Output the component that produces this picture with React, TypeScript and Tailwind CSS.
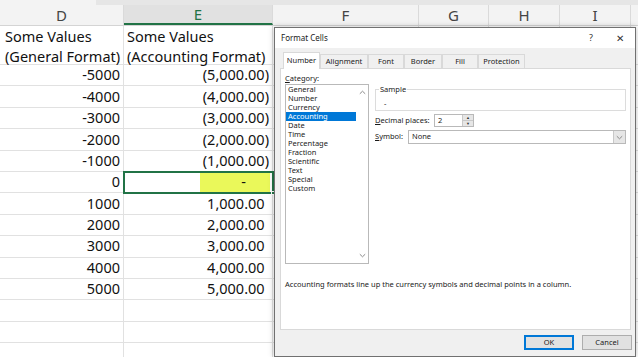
import { ReactNode } from 'react'

const cols = [
  { label: 'D', w: 'w-[124px]' },
  { label: 'E', w: 'w-[149px]', sel: true },
  { label: 'F', w: 'w-[146px]' },
  { label: 'G', w: 'w-[70px]' },
  { label: 'H', w: 'w-[71px]' },
  { label: 'I', w: 'w-[71px]' },
]

const values: (number | null)[] = [-5000, -4000, -3000, -2000, -1000, 0, 1000, 2000, 3000, 4000, 5000, null, null, null]

const categories = [
  'General', 'Number', 'Currency', 'Accounting', 'Date', 'Time',
  'Percentage', 'Fraction', 'Scientific', 'Text', 'Special', 'Custom',
]

const tabs = [
  { label: 'Number', w: 'w-[37px]', active: true },
  { label: 'Alignment', w: 'w-[48px]' },
  { label: 'Font', w: 'w-[36px]' },
  { label: 'Border', w: 'w-[38px]' },
  { label: 'Fill', w: 'w-[36px]' },
  { label: 'Protection', w: 'w-[47px]' },
]

const fmt = (v: number) => v.toLocaleString('en-US', { minimumFractionDigits: 2, maximumFractionDigits: 2 })

function Chevron({ up = false }: { up?: boolean }) {
  return (
    <svg width="7" height="5" viewBox="0 0 7 5" className={up ? 'rotate-180' : ''}>
      <path d="M0.8 1.2 L3.5 3.8 L6.2 1.2" fill="none" stroke="#8a8a8a" strokeWidth="1" />
    </svg>
  )
}

function Underlined({ first, rest }: { first: string; rest: string }) {
  return (
    <span>
      <span className="underline underline-offset-1">{first}</span>
      {rest}
    </span>
  )
}

function Sheet() {
  return (
    <div className="flex flex-col">
      <div className="flex h-[5px] bg-[#e6e6e6]">
        <div className="w-[96px] bg-[#f3f3f3]" />
      </div>

      {/* column headers */}
      <div className="flex h-[21px] border-b border-[#d4d4d4] bg-[#f3f3f3] text-[15px] text-[#444]">
        {cols.map(c => (
          <div
            key={c.label}
            className={`${c.w} flex shrink-0 items-center justify-center border-r border-[#dadada] ${
              c.sel ? 'border-b-2 border-b-[#217346] bg-[#e1e1e1] text-[#217346]' : ''
            }`}
          >
            {c.label}
          </div>
        ))}
        <div className="flex-1" />
      </div>

      {/* title row, wrapped text */}
      <div className="flex h-[39px] border-b border-[#e1e1e1] text-[14.5px] leading-[20px] text-[#111]">
        <div className="w-[124px] shrink-0 border-r border-[#e1e1e1] pl-[5px]">
          Some Values
          <br />
          (General Format)
        </div>
        <div className="w-[149px] shrink-0 border-r border-[#e1e1e1] pl-[3px]">
          Some Values
          <br />
          (Accounting Format)
        </div>
        <Blanks />
      </div>

      {values.map((v, i) => (
        <div key={i} className="flex h-[21.4px] shrink-0 border-b border-[#e1e1e1] text-[14.5px] text-[#111]">
          <div className="flex w-[124px] shrink-0 items-center justify-end border-r border-[#e1e1e1] pr-[3px]">
            {v}
          </div>
          <div className="flex w-[149px] shrink-0 items-center justify-end border-r border-[#e1e1e1] pr-[3px]">
            {v === null ? null : v < 0 ? (
              `(${fmt(-v)})`
            ) : v === 0 ? (
              <div className="mr-[-1px] flex h-[19px] w-[70px] items-center justify-end bg-[#eaf85a] pr-[24px]">-</div>
            ) : (
              <span>
                {fmt(v)}
                <span className="invisible">)</span>
              </span>
            )}
          </div>
          <Blanks />
        </div>
      ))}
    </div>
  )
}

function Blanks() {
  return (
    <>
      <div className="w-[146px] shrink-0 border-r border-[#e1e1e1]" />
      <div className="w-[70px] shrink-0 border-r border-[#e1e1e1]" />
      <div className="w-[71px] shrink-0 border-r border-[#e1e1e1]" />
      <div className="w-[71px] shrink-0 border-r border-[#e1e1e1]" />
      <div className="flex-1" />
    </>
  )
}

function Box({ className, children }: { className: string; children?: ReactNode }) {
  return <div className={`border border-[#b9b9b9] bg-white ${className}`}>{children}</div>
}

function FormatCellsDialog() {
  return (
    <div className="absolute left-[274px] top-[27px] flex h-[330px] w-[362px] flex-col border border-[#707070] bg-[#f0f0f0] text-[7.5px] text-[#1a1a1a] shadow-[0_0_6px_rgba(0,0,0,0.25)]">
      {/* title bar */}
      <div className="flex h-[20px] shrink-0 items-center bg-white pl-[6px] text-[8px]">
        <span>Format Cells</span>
        <div className="ml-auto flex gap-[19px] pr-[10px] text-[10px] text-[#333]">
          <span className="w-[10px] text-center text-[9px]">?</span>
          <span className="w-[10px] text-center">✕</span>
        </div>
      </div>

      {/* tabs */}
      <div className="mt-[4px] flex h-[16px] items-end pl-[8px]">
        {tabs.map(t => (
          <div
            key={t.label}
            className={`${t.w} flex shrink-0 items-center justify-center border border-b-0 border-[#d9d9d9] ${
              t.active ? 'relative z-10 -mb-px h-[17px] bg-white' : 'h-[14px] bg-[#f0f0f0]'
            }`}
          >
            {t.label}
          </div>
        ))}
      </div>

      {/* panel */}
      <div className="ml-[5px] flex h-[262px] w-[351px] flex-col border border-[#d9d9d9] bg-white px-[4px] pt-[3px]">
        <div className="flex">
          <div className="flex w-[84px] shrink-0 flex-col">
            <div className="h-[12px] leading-[12px]">
              <Underlined first="C" rest="ategory:" />
            </div>
            <Box className="flex h-[180px]">
              <div className="flex flex-1 flex-col">
                {categories.map(c => (
                  <div
                    key={c}
                    className={`h-[9px] pl-[2px] leading-[9px] ${c === 'Accounting' ? 'bg-[#0078d7] text-white' : ''}`}
                  >
                    {c}
                  </div>
                ))}
              </div>
              <div className="flex w-[12px] flex-col items-center justify-between py-[5px]">
                <Chevron up />
                <Chevron />
              </div>
            </Box>
          </div>

          <div className="ml-[6px] flex w-[251px] flex-col">
            <div className="mt-[17px] h-[22px] border border-[#dcdcdc]">
              <div className="ml-[3px] mt-[-6px] w-fit bg-white px-[1px] leading-[10px]">Sample</div>
              <div className="ml-[8px] mt-[4px] leading-[10px]">-</div>
            </div>

            <div className="mt-[3px] flex h-[13px] items-center">
              <div className="w-[59px] shrink-0">
                <Underlined first="D" rest="ecimal places:" />
              </div>
              <Box className="flex h-[13px] w-[40px] items-stretch">
                <div className="flex flex-1 items-center pl-[3px]">2</div>
                <div className="flex w-[11px] flex-col border-l border-[#c8c8c8] bg-[#e6e6e6]">
                  <div className="flex flex-1 items-center justify-center border-b border-[#c8c8c8] text-[4px] leading-none text-[#333]">▲</div>
                  <div className="flex flex-1 items-center justify-center text-[4px] leading-none text-[#333]">▼</div>
                </div>
              </Box>
            </div>

            <div className="mt-[3px] flex h-[14px] items-center">
              <div className="w-[33px] shrink-0">
                <Underlined first="S" rest="ymbol:" />
              </div>
              <Box className="flex h-[14px] w-[218px] items-stretch">
                <div className="flex flex-1 items-center pl-[3px]">None</div>
                <div className="flex w-[12px] items-center justify-center border-l border-[#c8c8c8] bg-[#e6e6e6]">
                  <Chevron />
                </div>
              </Box>
            </div>
          </div>
        </div>

        <div className="mt-[15px] leading-[10px]">
          Accounting formats line up the currency symbols and decimal points in a column.
        </div>
      </div>

      {/* buttons */}
      <div className="mt-[5px] flex justify-end gap-[8px] pr-[3px]">
        <button className="flex h-[15px] w-[50px] items-center justify-center border-2 border-[#0078d7] bg-[#e1e1e1]">
          OK
        </button>
        <button className="flex h-[15px] w-[50px] items-center justify-center border border-[#adadad] bg-[#e1e1e1]">
          Cancel
        </button>
      </div>
    </div>
  )
}

export default function App() {
  return (
    <div className="relative h-[357px] w-[638px] overflow-hidden bg-white font-['Noto_Sans',sans-serif]">
      <Sheet />
      {/* active cell outline */}
      <div className="absolute left-[123px] top-[171px] h-[23px] w-[151px] border-2 border-[#217346]">
        <div className="absolute -bottom-[3px] -right-[3px] h-[4px] w-[4px] border border-white bg-[#217346]" />
      </div>
      <FormatCellsDialog />
    </div>
  )
}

* Objective
From the first line above through the line containing "const values: (number", copy everything exactly, without the pictures.

* Finished task
Output the component that produces this picture with React, TypeScript and Tailwind CSS.
import { ReactNode } from 'react'

const cols = [
  { label: 'D', w: 'w-[124px]' },
  { label: 'E', w: 'w-[149px]', sel: true },
  { label: 'F', w: 'w-[146px]' },
  { label: 'G', w: 'w-[70px]' },
  { label: 'H', w: 'w-[71px]' },
  { label: 'I', w: 'w-[71px]' },
]

const values: (number | null)[] = [-5000, -4000, -3000, -2000, -1000, 0, 1000, 2000, 3000, 4000, 5000, null, null, null]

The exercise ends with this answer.